Watching over the team is Coach Gary Gaines, embodied by Billy Bob Thornton as an ambiguous character who always seems to be standing just slightly outside the world he’s supposed to be commanding. His is strangely passive in potentially volatile situations, such as the scene when Don’s father storms onto the field during practice to physically and verbally humiliate his son for fumbling, or the disconcerting dinner scene at a wealthy Odessa family’s house where a well-dressed socialite casually lets slip her racist feelings about how African American players should be deployed on the field.
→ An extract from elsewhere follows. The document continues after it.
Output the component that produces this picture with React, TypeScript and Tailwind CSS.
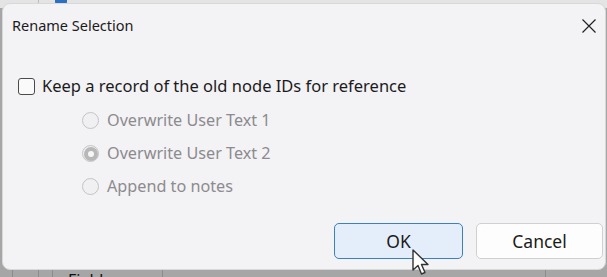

In another scene, when Boobie and his well-meaning uncle lie to Coach Gaines about Boobie’s torn ligament, we clearly see in the coach’s eyes that he knows the truth, but even deeper in his look is his understanding that he can’t say “no.” As much as he is the leader, he is also a slave to the town, which is underscored by the incessant chatter of local talk radio in which angry locals bemoan that there’s too much “learning” going on in the school and not enough football practice.

Gaines is clearly a talented coach, and the repeated shots of him pouring over videotaped game footage shows that he is dedicated and sincere in leading a winning team. Yet, he is never truly a part of the community that leans so heavily on his success or failure. When the Panthers lose a crucial football game, he is welcomed home by half-a-dozen real estate signs in his front yard, and the local businessmen taint their supportive statements about winning with the barely disguised threat that losing carries a heavy price.

Friday Night Lights captures the ups and downs of the season with a biting precision, and the film slumps only when Berg gets lazy and allows clichéd montages set to rock music to stand in for narrative advancement. Not surprisingly, it all leads up to a “big game,” the state championship in the Astrodome in Houston, and at this point the film threatens to become as artificial as the Astroturf covering the field.

Yet, the outcome is not exactly what you would expect, which suggests that part of Berg’s ploy was to suck the audience into the excitement and put them in the shoes of the townspeople whose very identity rides on whether or not a 17-year-old can make it one more yard. From a purely emotional standpoint, it’s a thrilling evocation of the glories of athletic competition, but in the grand scheme of things it comes to represent just how sad it is when a community has nothing to bind it together except its incessant need to live through the fleeting victories of its youth.